Delta and the Black-Scholes Model

Under Black-Scholes, delta for a European call option is:

$$\Delta_{\text{call}} = N(d_1), \quad \Delta_{\text{put}} = N(d_1) - 1$$

Where $N(d_1)$ is the cumulative standard normal distribution evaluated at $d_1$. Delta ranges from 0 to 1 for calls and -1 to 0 for puts, representing the sensitivity of the option price to a $1 move in the underlying.

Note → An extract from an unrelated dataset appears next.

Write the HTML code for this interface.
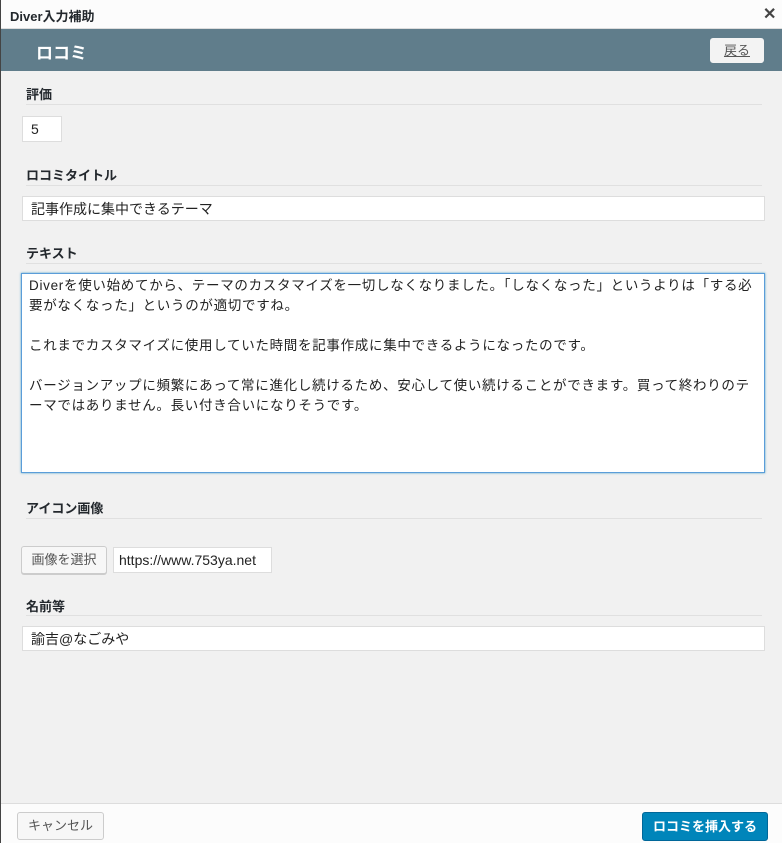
<!DOCTYPE html>
<html><head><meta charset="utf-8"><style>
*{box-sizing:border-box;margin:0;padding:0}
body{width:782px;height:843px;position:relative;overflow:hidden;background:#f1f1f1;font-family:"Liberation Sans","Noto Sans CJK JP",sans-serif;color:#23282d}
.a{position:absolute}
.lbl{position:absolute;left:26px;font-size:13px;font-weight:bold;color:#23282d}
.hr{position:absolute;left:26px;right:20px;height:1px;background:#e0e0e0}
.inp{position:absolute;background:#fff;border:1px solid #ddd;font-size:14px;padding:0 8px;display:flex;align-items:center;color:#222}
</style></head><body>
<div class="a" style="left:0;top:0;width:782px;height:29px;background:#fcfcfc;border-bottom:1px solid #ddd"></div>
<div class="a" style="left:10px;top:6px;font-size:13px;font-weight:bold">Diver入力補助</div>
<div class="a" style="left:763px;top:4px;font-size:16px;font-weight:bold;color:#444">✕</div>
<div class="a" style="left:0;top:29px;width:782px;height:42px;background:#607d8b"></div>
<div class="a" style="left:36px;top:39px;font-size:17px;font-weight:bold;color:#fff">ロコミ</div>
<div class="a" style="left:710px;top:38px;width:54px;height:25px;background:#f3f3f3;border-radius:3px;font-size:13px;color:#555;text-decoration:underline;text-align:center;line-height:25px">戻る</div>

<div class="lbl" style="top:84px">評価</div><div class="hr" style="top:104px"></div>
<div class="inp" style="left:22px;top:116px;width:40px;height:26px">5</div>
<div class="lbl" style="top:165px">ロコミタイトル</div><div class="hr" style="top:185px"></div>
<div class="inp" style="left:22px;top:196px;width:743px;height:25px">記事作成に集中できるテーマ</div>
<div class="lbl" style="top:243px">テキスト</div><div class="hr" style="top:263px"></div>
<div class="a" style="left:21px;top:273px;width:744px;height:200px;background:#fff;border:1px solid #5b9dd9;box-shadow:0 0 2px rgba(30,140,190,.8);font-size:13.5px;letter-spacing:0.7px;line-height:20px;padding:2px 7px;color:#222">Diverを使い始めてから、テーマのカスタマイズを一切しなくなりました。「しなくなった」というよりは「する必要がなくなった」というのが適切ですね。<br><br>これまでカスタマイズに使用していた時間を記事作成に集中できるようになったのです。<br><br>バージョンアップに頻繁にあって常に進化し続けるため、安心して使い続けることができます。買って終わりのテーマではありません。長い付き合いになりそうです。</div>
<div class="lbl" style="top:498px">アイコン画像</div><div class="hr" style="top:518px"></div>
<div class="a" style="left:21px;top:546px;width:86px;height:28px;background:#f7f7f7;border:1px solid #ccc;border-radius:3px;box-shadow:0 1px 0 #ccc;font-size:13px;color:#555;text-align:center;line-height:26px">画像を選択</div>
<div class="inp" style="left:113px;top:547px;width:159px;height:26px;overflow:hidden;white-space:nowrap;padding:0 5px">https://www.753ya.net</div>
<div class="lbl" style="top:596px">名前等</div><div class="hr" style="top:615px"></div>
<div class="inp" style="left:22px;top:626px;width:743px;height:25px">諭吉@なごみや</div>

<div class="a" style="left:0;top:803px;width:782px;height:40px;background:#fcfcfc;border-top:1px solid #ddd"></div>
<div class="a" style="left:17px;top:812px;width:87px;height:28px;background:#f7f7f7;border:1px solid #ccc;border-radius:3px;font-size:13px;color:#555;text-align:center;line-height:26px">キャンセル</div>
<div class="a" style="left:642px;top:812px;width:126px;height:29px;background:#0085ba;border:1px solid #006799;border-radius:3px;font-size:13px;font-weight:bold;color:#fff;text-align:center;line-height:27px">ロコミを挿入する</div>
<div class="a" style="left:0;top:0;width:1px;height:843px;background:#444"></div>
</body></html>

Why DEX Matters for Traders

While gamma exposure (GEX) shows how dealers must adjust hedges as price moves, delta exposure shows the current directional positioning. Large positive DEX at a strike means dealers hold significant long delta there and will sell shares as price approaches — creating natural resistance. Conversely, large negative DEX creates support as dealers buy to hedge.

DEX vs. GEX

Think of DEX as the "level" and GEX as the "rate of change." DEX tells you where dealers are directionally positioned right now. GEX tells you how quickly that positioning changes as the underlying moves. Together, they give a complete picture of the dealer hedging landscape.

Expiration Filtering

Near-dated options contribute concentrated DEX because their delta changes rapidly near the money. Our API supports filtering by expiration date so you can isolate 0DTE delta (which drives intraday hedging) from longer-dated positioning.

Limitations

  • Dealer assumption — DEX assumes dealers are short calls and long puts. In practice, some OI is inter-dealer or institutional hedging, which may have different sign conventions.
  • OI is T-1 — open interest is reported end-of-day by the OCC and reflects the previous session's close.
  • Not a crystal ball — DEX describes the mechanical hedging landscape, not future direction. Use it alongside price action, not as a standalone signal.